§ **What the task requires**: Return the count of lines that mention "page", with no other words.

§ **Given material**:
--------------------------------
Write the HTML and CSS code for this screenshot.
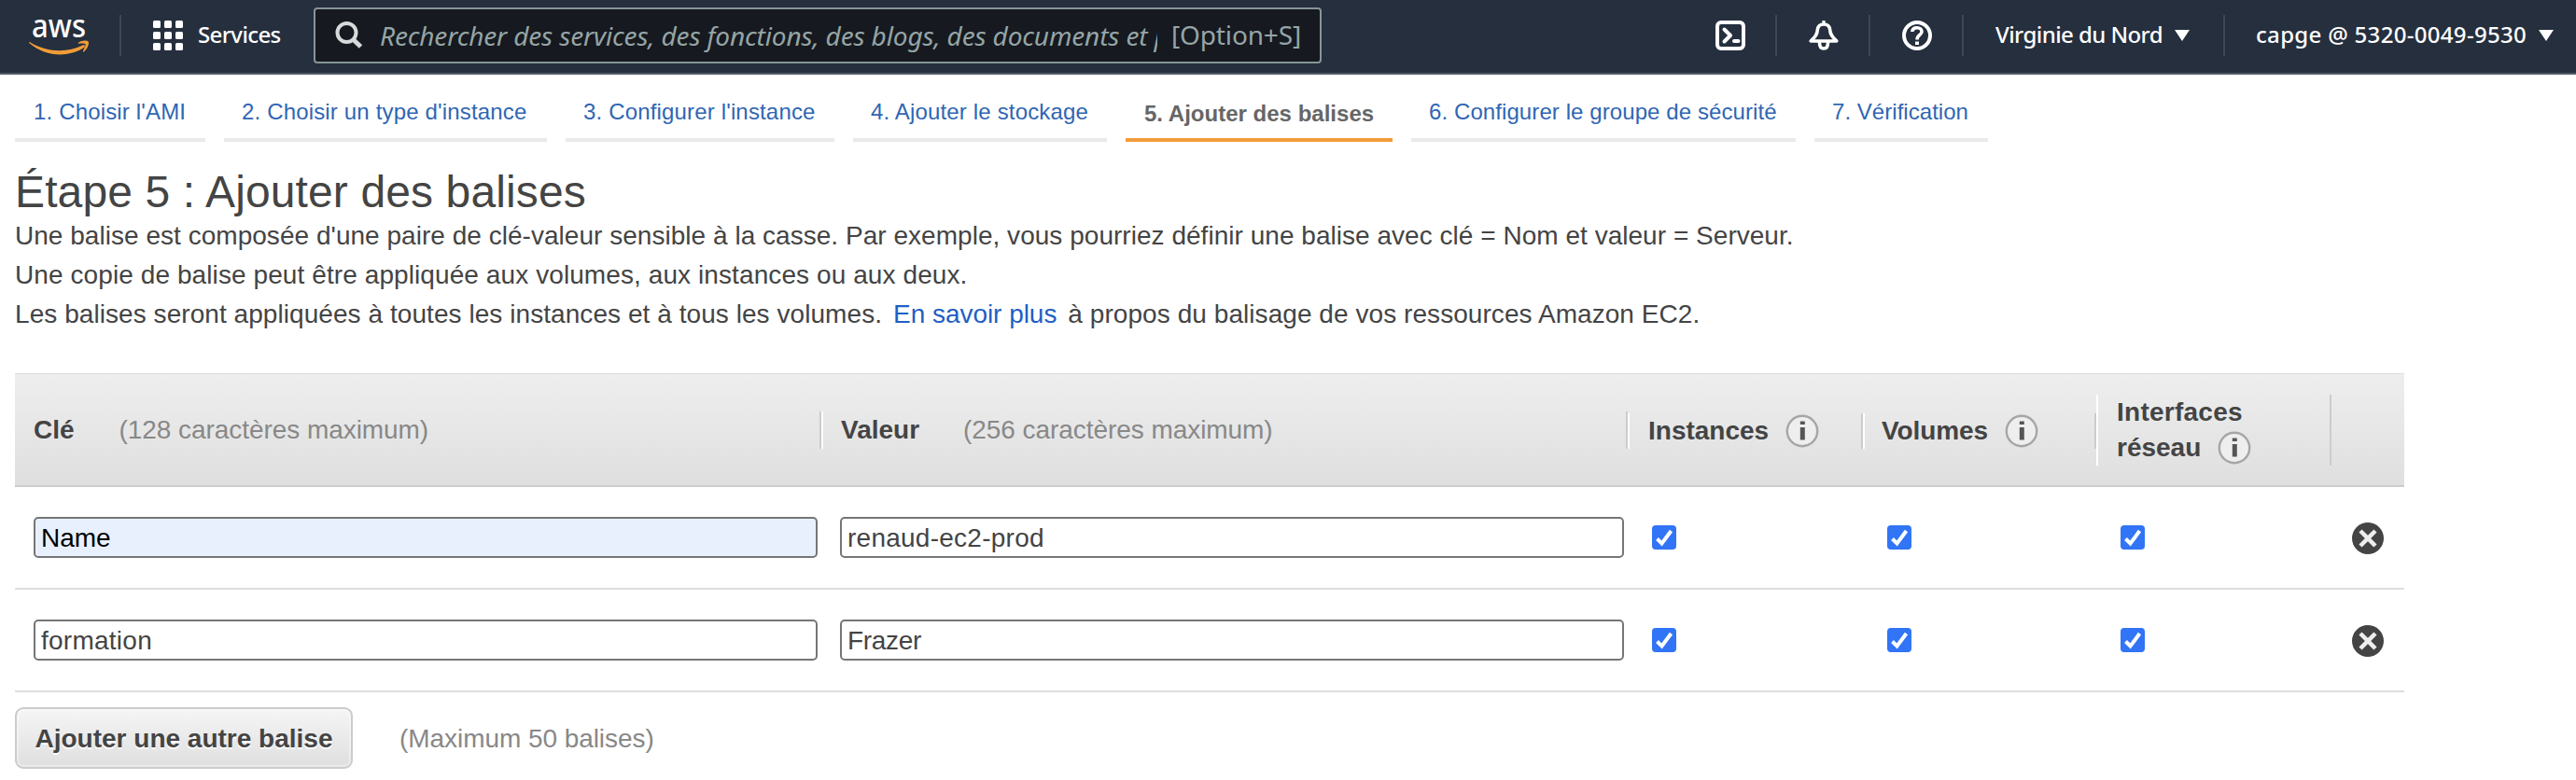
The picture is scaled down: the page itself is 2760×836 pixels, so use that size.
FILE: index.html
```
<!DOCTYPE html>
<html lang="fr">
<head>
<meta charset="utf-8">
<title>Étape 5 : Ajouter des balises</title>
<link rel="stylesheet" href="styles.css">
</head>
<body>
<header class="topbar">
  <svg class="logo" width="66" height="60" viewBox="0 -16 66 60">
    <text class="logo-text" x="3" y="22" textLength="58" lengthAdjust="spacingAndGlyphs">aws</text>
    <path d="M1.2 27.2C20 38.5 41 38.500 57.500 30.500C59.500 29.500 61 31.500 59 33C43 43.500 18 43.500 .8 28.500C-.2 27.500 .2 26.600 1.200 27.200Z" fill="#f29c38"/>
    <path d="M53 27.800C56 25 62 25 63.700 26.500C65 29 62 35.500 58.800 37.500C58 38 57.700 37.400 58 36.700C59.500 33.500 61.200 30 60.500 29.200C59.500 28.200 56 28.300 53.500 28.800C52.800 28.900 52.400 28.400 53 27.800Z" fill="#f29c38"/>
  </svg>
  <span class="sep"></span>
  <a class="services"><svg width="32" height="32" viewBox="0 0 32 32" fill="#fff">
    <rect width="8" height="8" rx="1.500"/><rect x="12" width="8" height="8" rx="1.500"/><rect x="24" width="8" height="8" rx="1.500"/>
    <rect y="12" width="8" height="8" rx="1.500"/><rect x="12" y="12" width="8" height="8" rx="1.500"/><rect x="24" y="12" width="8" height="8" rx="1.500"/>
    <rect y="24" width="8" height="8" rx="1.500"/><rect x="12" y="24" width="8" height="8" rx="1.500"/><rect x="24" y="24" width="8" height="8" rx="1.500"/></svg><span class="nav-text t-services">Services</span></a>
  <div class="search">
    <svg width="30" height="30" viewBox="0 0 30 30" fill="none" stroke="#d5dbdb"><circle cx="12.500" cy="12" r="10" stroke-width="4"/><path d="M19 19L27.500 27" stroke-width="5"/></svg>
    <span class="placeholder">Rechercher des services, des fonctions, des blogs, des documents et p</span>
    <span class="shortcut">[Option+S]</span>
  </div>
  <nav class="tools">
    <a class="tool"><svg width="32" height="32" viewBox="0 0 32 32" fill="none" stroke="#fff" stroke-width="4" stroke-linejoin="round" stroke-linecap="round"><rect x="2" y="2" width="28" height="28" rx="4"/><path d="M9.500 9.500L16 16L9.500 22.500" /><path d="M20 22H24.500"/></svg></a>
    <span class="sep"></span>
    <a class="tool bell"><svg width="32" height="32" viewBox="0 0 32 32" fill="none" stroke="#fff" stroke-width="3.600" stroke-linejoin="round" stroke-linecap="round"><path d="M16 1.500V4M16 4C11.500 4 9.500 7 9.300 10C9 16 6 18 2.200 22H29.800C26 18 23 16 22.700 10C22.500 7 20.500 4 16 4Z"/><path d="M11.500 24C11.500 28 13 30 16 30S20.500 28 20.500 24"/></svg></a>
    <span class="sep"></span>
    <a class="tool bell"><svg width="32" height="32" viewBox="0 0 32 32" fill="none" stroke="#fff"><circle cx="16" cy="16" r="14" stroke-width="4"/><path d="M10.800 12C11 9 13 7.800 16 7.800S21 9.500 21 12C21 15.500 16 15.500 16 20.500" stroke-width="3.600"/><path d="M16 22.500V26" stroke-width="4"/></svg></a>
    <span class="sep"></span>
    <a class="menu region"><span class="nav-text t-region">Virginie du Nord</span><i class="caret"></i></a>
    <span class="sep"></span>
    <a class="menu account"><span class="nav-text t-account">capge @ 5320-0049-9530</span><i class="caret"></i></a>
  </nav>
</header>

<main class="page">
  <nav class="steps">
    <a class="step s1">1. Choisir l'AMI</a>
    <a class="step s2">2. Choisir un type d'instance</a>
    <a class="step s3">3. Configurer l'instance</a>
    <a class="step s4">4. Ajouter le stockage</a>
    <a class="step s5 active">5. Ajouter des balises</a>
    <a class="step s6">6. Configurer le groupe de sécurité</a>
    <a class="step s7">7. Vérification</a>
  </nav>

  <h1 class="title">Étape 5 : Ajouter des balises</h1>
  <div class="intro">
    <p class="p1">Une balise est composée d'une paire de clé-valeur sensible à la casse. Par exemple, vous pourriez définir une balise avec clé = Nom et valeur = Serveur.</p>
    <p class="p2">Une copie de balise peut être appliquée aux volumes, aux instances ou aux deux.</p>
    <p class="p3"><span>Les balises seront appliquées à toutes les instances et à tous les volumes.</span><a class="link">En savoir plus</a><span>à propos du balisage de vos ressources Amazon EC2.</span></p>
  </div>

  <section class="tags">
    <div class="row head">
      <div class="cell"><b>Clé</b><span class="hint">(128 caractères maximum)</span></div>
      <div class="cell value"><b>Valeur</b><span class="hint">(256 caractères maximum)</span></div>
      <div class="cell low"><b>Instances</b><svg class="info" width="36" height="36" viewBox="0 0 36 36"><circle cx="18" cy="18" r="16.200" fill="#eee" stroke="#a6a6a6" stroke-width="2.400"/><path d="M18.300 14V27.500" stroke="#555" stroke-width="5"/><path d="M18.300 7.500V11" stroke="#555" stroke-width="5"/></svg></div>
      <div class="cell low volumes"><b>Volumes</b><svg class="info" width="36" height="36" viewBox="0 0 36 36"><circle cx="18" cy="18" r="16.200" fill="#eee" stroke="#a6a6a6" stroke-width="2.400"/><path d="M18.300 14V27.500" stroke="#555" stroke-width="5"/><path d="M18.300 7.500V11" stroke="#555" stroke-width="5"/></svg></div>
      <div class="cell network"><b>Interfaces</b><div class="second"><b>réseau</b><svg class="info" width="36" height="36" viewBox="0 0 36 36"><circle cx="18" cy="18" r="16.200" fill="#eee" stroke="#a6a6a6" stroke-width="2.400"/><path d="M18.300 14V27.500" stroke="#555" stroke-width="5"/><path d="M18.300 7.500V11" stroke="#555" stroke-width="5"/></svg></div></div>
      <div class="cell last"></div>
    </div>
    <div class="row">
      <input class="field autofilled" value="Name"><input class="field loose" value="renaud-ec2-prod">
      <span class="check"><svg width="26" height="26" viewBox="0 0 26 26"><rect width="26" height="26" rx="4" fill="#3174f6"/><path d="M5.500 14.500L10.500 19.500L20.500 6" fill="none" stroke="#fff" stroke-width="4"/></svg></span>
      <span class="check"><svg width="26" height="26" viewBox="0 0 26 26"><rect width="26" height="26" rx="4" fill="#3174f6"/><path d="M5.500 14.500L10.500 19.500L20.500 6" fill="none" stroke="#fff" stroke-width="4"/></svg></span>
      <span class="check"><svg width="26" height="26" viewBox="0 0 26 26"><rect width="26" height="26" rx="4" fill="#3174f6"/><path d="M5.500 14.500L10.500 19.500L20.500 6" fill="none" stroke="#fff" stroke-width="4"/></svg></span>
      <span class="remove"><svg width="34" height="34" viewBox="0 0 34 34"><circle cx="17" cy="17" r="17" fill="#444"/><path d="M9 9L25 25M25 9L9 25" stroke="#eee" stroke-width="4.500"/></svg></span>
    </div>
    <div class="row">
      <input class="field loose" value="formation"><input class="field tight" value="Frazer">
      <span class="check"><svg width="26" height="26" viewBox="0 0 26 26"><rect width="26" height="26" rx="4" fill="#3174f6"/><path d="M5.500 14.500L10.500 19.500L20.500 6" fill="none" stroke="#fff" stroke-width="4"/></svg></span>
      <span class="check"><svg width="26" height="26" viewBox="0 0 26 26"><rect width="26" height="26" rx="4" fill="#3174f6"/><path d="M5.500 14.500L10.500 19.500L20.500 6" fill="none" stroke="#fff" stroke-width="4"/></svg></span>
      <span class="check"><svg width="26" height="26" viewBox="0 0 26 26"><rect width="26" height="26" rx="4" fill="#3174f6"/><path d="M5.500 14.500L10.500 19.500L20.500 6" fill="none" stroke="#fff" stroke-width="4"/></svg></span>
      <span class="remove"><svg width="34" height="34" viewBox="0 0 34 34"><circle cx="17" cy="17" r="17" fill="#444"/><path d="M9 9L25 25M25 9L9 25" stroke="#eee" stroke-width="4.500"/></svg></span>
    </div>
  </section>

  <div class="actions">
    <button class="add">Ajouter une autre balise</button>
    <span class="hint limit">(Maximum 50 balises)</span>
  </div>
</main>
</body>
</html>
```
FILE: styles.css
```
* { box-sizing: border-box; }
body {
  margin: 0;
  width: 2760px;
  height: 836px;
  overflow: hidden;
  background: #fff;
  color: #444;
  font-family: "Liberation Sans", Arial, sans-serif;
  font-size: 28px;
}
svg { display: block; flex: none; }

.topbar {
  display: flex;
  align-items: center;
  height: 80px;
  padding-bottom: 2px;
  border-bottom: 2px solid #545b64;
  background: #252f3e;
  color: #fff;
  font-family: "Noto Sans", "Open Sans", sans-serif;
  font-size: 24px;
  white-space: nowrap;
}
.logo { margin: -12px 0 0 31px; overflow: visible; }
.logo-text { font: 500 34px "Noto Sans", sans-serif; fill: #fff; }
.topbar .sep { flex: none; width: 2px; height: 44px; background: #414750; }
.logo + .sep { margin-left: 31px; }
.services { display: flex; align-items: center; gap: 16px; width: 172px; margin-left: 34px; }
.nav-text { padding-bottom: 3px; font-weight: 500; }
.t-services { letter-spacing: -.6px; }
.t-region { letter-spacing: -.57px; }
.t-account { letter-spacing: .31px; }
.search {
  display: flex;
  align-items: center;
  width: 1080px;
  height: 60px;
  padding-left: 21px;
  border: 2px solid #879596;
  border-radius: 4px;
  background: #16191f;
  color: #95a5a6;
  font-size: 28px;
}
.placeholder { width: 834px; margin-left: 17px; padding-left: 1px; overflow: hidden; font-style: italic; letter-spacing: -.14px; }
.shortcut { margin-left: 15px; padding-bottom: 2px; letter-spacing: -.15px; }
.tools { display: flex; align-items: center; margin-left: 404px; }
.tool { display: flex; justify-content: center; width: 98px; }
.tool:first-child { width: 82px; justify-content: flex-end; padding-right: 32px; }
.tool.bell { padding-left: 2px; }
.menu { display: flex; align-items: center; justify-content: space-between; }
.region { width: 278px; padding: 0 36px 0 34px; }
.account { width: 352px; padding-left: 33px; }
.caret { width: 16px; height: 12px; background: #fff; clip-path: polygon(0 0, 100% 0, 50% 100%); }

.page { width: 2560px; margin-left: 16px; }
.steps { display: flex; gap: 20px; height: 72px; }
.step {
  padding: 26px 0 0 19px;
  border-bottom: 4px solid #eaeaea;
  color: #2f66b3;
  font-size: 24px;
  line-height: 27px;
  letter-spacing: .16px;
  white-space: nowrap;
}
.step.active { padding: 28px 0 0 20px; border-color: #f29c38; color: #666; font-weight: 700; letter-spacing: .01px; }
.s1 { width: 204px; padding-left: 20px; } .s2 { width: 346px; } .s3 { width: 288px; } .s4 { width: 272px; }
.s5 { width: 286px; } .s6 { width: 412px; letter-spacing: .09px; } .s7 { width: 186px; letter-spacing: .04px; }

.title { margin: 0; height: 80px; padding-top: 27px; font-size: 48px; font-weight: 400; line-height: 54px; letter-spacing: .12px; white-space: nowrap; }
.intro { height: 168px; line-height: 42px; white-space: nowrap; }
.intro p { margin: 0; }
.p1 { letter-spacing: .03px; }
.p2 { letter-spacing: .09px; }
.p3 { letter-spacing: .06px; }
.link { margin: 0 12px 0 12px; color: #1f5fc4; letter-spacing: -.04px; }

.row {
  display: grid;
  grid-template-columns: 864px 864px 252px 250px 252px 78px;
  align-items: center;
  height: 110px;
  border-bottom: 2px solid #ddd;
}
.head { height: 122px; border-top: 1px solid #ddd; border-bottom-color: #ccc; background: linear-gradient(#eee, #dfdfdf); }
.cell { display: flex; align-items: center; height: 40px; padding-left: 20px; border-left: 2px solid #fff; border-right: 2px solid #ccc; white-space: nowrap; }
.cell:first-child { border-left-color: transparent; padding-left: 18px; }
.cell.value { padding-left: 19px; }
.value .hint { margin-left: 47px; }
.cell.low { height: 38px; margin-top: 2px; }
.low b { padding-top: 1px; }
.cell.volumes { padding-left: 18px; }
.cell b { font-weight: 700; }
.volumes b { letter-spacing: -.1px; }
.hint { margin-left: 48px; color: #888; letter-spacing: -.06px; }
.info { margin-left: 18px; }
.cell.network { flex-direction: column; align-items: flex-start; height: 76px; line-height: 38px; }
.network > b { letter-spacing: .25px; }
.second { display: flex; align-items: center; height: 38px; }
.cell.last { border: 0; }

.field {
  width: 840px;
  height: 44px;
  margin-left: 20px;
  padding: 1px 6px 0;
  border: 2px solid #767676;
  border-radius: 5px;
  background: #fff;
  color: #444;
  font: 28px "Liberation Sans", Arial, sans-serif;
}
.field.loose { letter-spacing: .25px; }
.field.tight { letter-spacing: -.3px; }
.field.autofilled { background: #e8f0fe; color: #000; }
.check { padding-left: 26px; }
.remove { padding: 1px 0 0 22px; }

.actions { display: flex; align-items: center; padding-top: 16px; white-space: nowrap; }
.hint.limit { margin-left: 50px; padding-top: 2px; }
.add {
  width: 362px;
  height: 66px;
  padding: 2px 0 0;
  border: 2px solid #ccc;
  border-radius: 9px;
  background: linear-gradient(#f5f5f5, #dfdfdf);
  box-shadow: inset 0 0 0 2px rgba(255, 255, 255, .35);
  color: #444;
  font: 700 28px "Liberation Sans", Arial, sans-serif;
  text-shadow: 0 2px 0 #fff;
}
```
--------------------------------
§ **Written answer**: 3